The reason that won't happen is that the Phils have largely the same roster as they had last season, and last season they won only 70 games even with what may have been career years from several players. Philadelphia's off-season acquisitions—pitcher Danny Jackson, rightfielder Pete Incaviglia—were not only insufficient; they were also infinitesimal. Inky?
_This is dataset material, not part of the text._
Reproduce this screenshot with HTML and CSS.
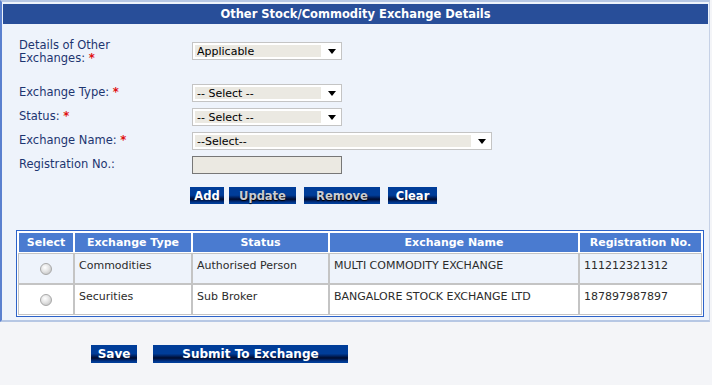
FILE: index.html
```html
<!DOCTYPE html>
<html lang="en">
<head>
    <meta charset="UTF-8">
    <title>Other Stock/Commodity Exchange Details</title>
    <link rel="stylesheet" href="styles.css">
</head>
<body>

<div class="panel">
    <div class="panel-title">Other Stock/Commodity Exchange Details</div>

    <div class="form">
        <div class="form-row tall">
            <label for="other-exchanges">Details of Other<br>Exchanges: <span class="req">*</span></label>
            <div class="select-wrap">
                <select id="other-exchanges">
                    <option>Applicable</option>
                </select>
            </div>
        </div>
        <div class="form-row">
            <label for="exchange-type">Exchange Type: <span class="req">*</span></label>
            <div class="select-wrap">
                <select id="exchange-type">
                    <option>-- Select --</option>
                </select>
            </div>
        </div>
        <div class="form-row">
            <label for="status">Status: <span class="req">*</span></label>
            <div class="select-wrap">
                <select id="status">
                    <option>-- Select --</option>
                </select>
            </div>
        </div>
        <div class="form-row">
            <label for="exchange-name">Exchange Name: <span class="req">*</span></label>
            <div class="select-wrap wide">
                <select id="exchange-name">
                    <option>--Select--</option>
                </select>
            </div>
        </div>
        <div class="form-row">
            <label for="reg-no">Registration No.:</label>
            <input type="text" id="reg-no" class="text-input" disabled>
        </div>

        <div class="button-row">
            <button class="btn btn-add">Add</button>
            <button class="btn btn-update" disabled>Update</button>
            <button class="btn btn-remove" disabled>Remove</button>
            <button class="btn btn-clear">Clear</button>
        </div>
    </div>

    <div class="grid-wrap">
        <table class="grid">
            <thead>
                <tr>
                    <th class="col-select">Select</th>
                    <th class="col-type">Exchange Type</th>
                    <th class="col-status">Status</th>
                    <th class="col-name">Exchange Name</th>
                    <th class="col-reg">Registration No.</th>
                </tr>
            </thead>
            <tbody>
                <tr class="alt">
                    <td class="radio-cell"><input type="radio" name="row-select" class="radio"></td>
                    <td>Commodities</td>
                    <td>Authorised Person</td>
                    <td>MULTI COMMODITY EXCHANGE</td>
                    <td>111212321312</td>
                </tr>
                <tr>
                    <td class="radio-cell"><input type="radio" name="row-select" class="radio"></td>
                    <td>Securities</td>
                    <td>Sub Broker</td>
                    <td>BANGALORE STOCK EXCHANGE LTD</td>
                    <td>187897987897</td>
                </tr>
            </tbody>
        </table>
    </div>
</div>

<div class="footer">
    <button class="btn save">Save</button>
    <button class="btn submit">Submit To Exchange</button>
</div>

</body>
</html>
```

FILE: styles.css
```css
body {
    margin: 0;
    background-color: #f4f5f8;
    font-family: "DejaVu Sans", Verdana, sans-serif;
    font-size: 11px;
    color: #1d3570;
}
.panel {
    width: 707px;
    padding: 2px 0 3px 0;
    background-color: #eef3fb;
    border-top: 2px solid #b6c7e4;
    border-left: 2px solid #5a80cf;
    border-right: 1px solid #c6d1e6;
    border-bottom: 2px solid #b6c7e4;
}
.panel-title {
    margin: 0 1px;
    height: 20px;
    line-height: 20px;
    background-color: #284e99;
    color: #ffffff;
    font-weight: bold;
    font-size: 11.5px;
    text-align: center;
}
.form {
    padding: 15px 0 0 17px;
}
.form-row {
    display: grid;
    grid-template-columns: 173px auto;
    align-items: start;
    height: 24px;
}
.form-row label {
    line-height: 17px;
    font-size: 11.5px;
}
.form-row.tall {
    height: 45px;
}
.form-row.tall label {
    line-height: 13px;
}
.form-row.tall .select-wrap {
    margin-top: 3px;
}
.req {
    color: #e01010;
    font-weight: bold;
}
.select-wrap {
    position: relative;
    width: 150px;
}
.select-wrap.wide {
    width: 300px;
}
.select-wrap select {
    -webkit-appearance: none;
    appearance: none;
    width: 100%;
    height: 18px;
    margin: 0;
    padding: 0 0 0 4px;
    border: 1px solid #c4c4c4;
    border-radius: 0;
    background: linear-gradient(to right, #ebe9e2 calc(100% - 20px), #ffffff 0);
    box-shadow: inset 0 0 0 2px #ffffff;
    font-family: "DejaVu Sans", Verdana, sans-serif;
    font-size: 11px;
    color: #000000;
}
.select-wrap::after {
    content: "";
    position: absolute;
    right: 6px;
    top: 7px;
    border-left: 4px solid transparent;
    border-right: 4px solid transparent;
    border-top: 5px solid #000000;
    pointer-events: none;
}
.text-input {
    width: 150px;
    height: 18px;
    margin: 0;
    box-sizing: border-box;
    border: 1px solid #777777;
    background-color: #ebe9e2;
}
.button-row {
    display: flex;
    margin: 7px 0 0 171px;
}
.btn {
    height: 17px;
    padding: 0;
    border: none;
    background: linear-gradient(to bottom, #003d99 0, #003d99 48%, #002466 60%, #000c2e 72%, #00266e 84%, #003d99 94%);
    color: #ffffff;
    font-family: "DejaVu Sans", Verdana, sans-serif;
    font-size: 11.5px;
    font-weight: bold;
    text-align: center;
    cursor: pointer;
}
.btn:disabled {
    color: #c8ccd4;
    text-shadow: 0 1px 1px #000000;
    cursor: default;
}
.btn-add { width: 34px; }
.btn-update { width: 67px; margin-left: 5px; }
.btn-remove { width: 76px; margin-left: 8px; }
.btn-clear { width: 49px; margin-left: 8px; }
.grid-wrap {
    padding: 26px 0 0 14px;
}
.grid {
    table-layout: fixed;
    border-collapse: separate;
    border-spacing: 0;
    border: 1px solid #2c62c8;
    padding: 1px;
    background-color: #ffffff;
}
.grid th {
    height: 19px;
    padding: 0;
    border: 1px solid #ffffff;
    background-color: #4a7bd0;
    color: #ffffff;
    font-weight: bold;
    text-align: center;
}
.grid td {
    height: 19px;
    padding: 5px 4px 5px 4px;
    border: 1px solid #c4c4c4;
    vertical-align: top;
    color: #2b2b2b;
}
.grid tr.alt td {
    background-color: #eef3fb;
}
.col-select { width: 54px; }
.col-type { width: 116px; }
.col-status { width: 135px; }
.col-name { width: 248px; }
.col-reg { width: 121px; }
.grid td.radio-cell {
    text-align: center;
    vertical-align: middle;
    padding: 4px 0 0 0;
}
.radio {
    -webkit-appearance: none;
    appearance: none;
    width: 12px;
    height: 12px;
    margin: 0;
    border: 1px solid #a8a8a8;
    border-radius: 50%;
    background: radial-gradient(circle at 40% 35%, #ffffff 0, #e4e4e4 45%, #b8b8b8 100%);
}
.footer {
    display: flex;
    gap: 16px;
    padding: 23px 0 0 91px;
}
.footer .btn {
    height: 18px;
    font-size: 12px;
}
.footer .save {
    width: 46px;
}
.footer .submit {
    width: 195px;
}
```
Dinky.
The FLORIDA MARLINS will be terrible, but also terribly entertaining when you consider that manager Rene Lachemann wears a nicotine patch on his rear end, giving new meaning to the term "cigarette butt"; and that there is a Japanese rock group named for first baseman Orestes Destrade, who played last season for the Seibu Lions; and that centerfielder Chuck Carr referred to his third base coach as Cocoa this spring, even though the Marlins trained in Cocoa and the coach is named Cookie; and that catcher Benito Santiago wears uniform number 09, much like Cincinnati's mascot is Schottzie 02; and that the Marlin mascot, meanwhile, is a furry fillet that walks upright; and that last month on the Marlins' first road trip they shared a hotel with a convention of bagpipers; and that No. 1 starter Charlie Hough took his physical and was told that he was in great shape for a man in his 50's, though Hough is 45; and that TV announcer Joe Angel described one of Hough's more animated knuckle-balls this spring by saying, "The pitch from Hough is high and low."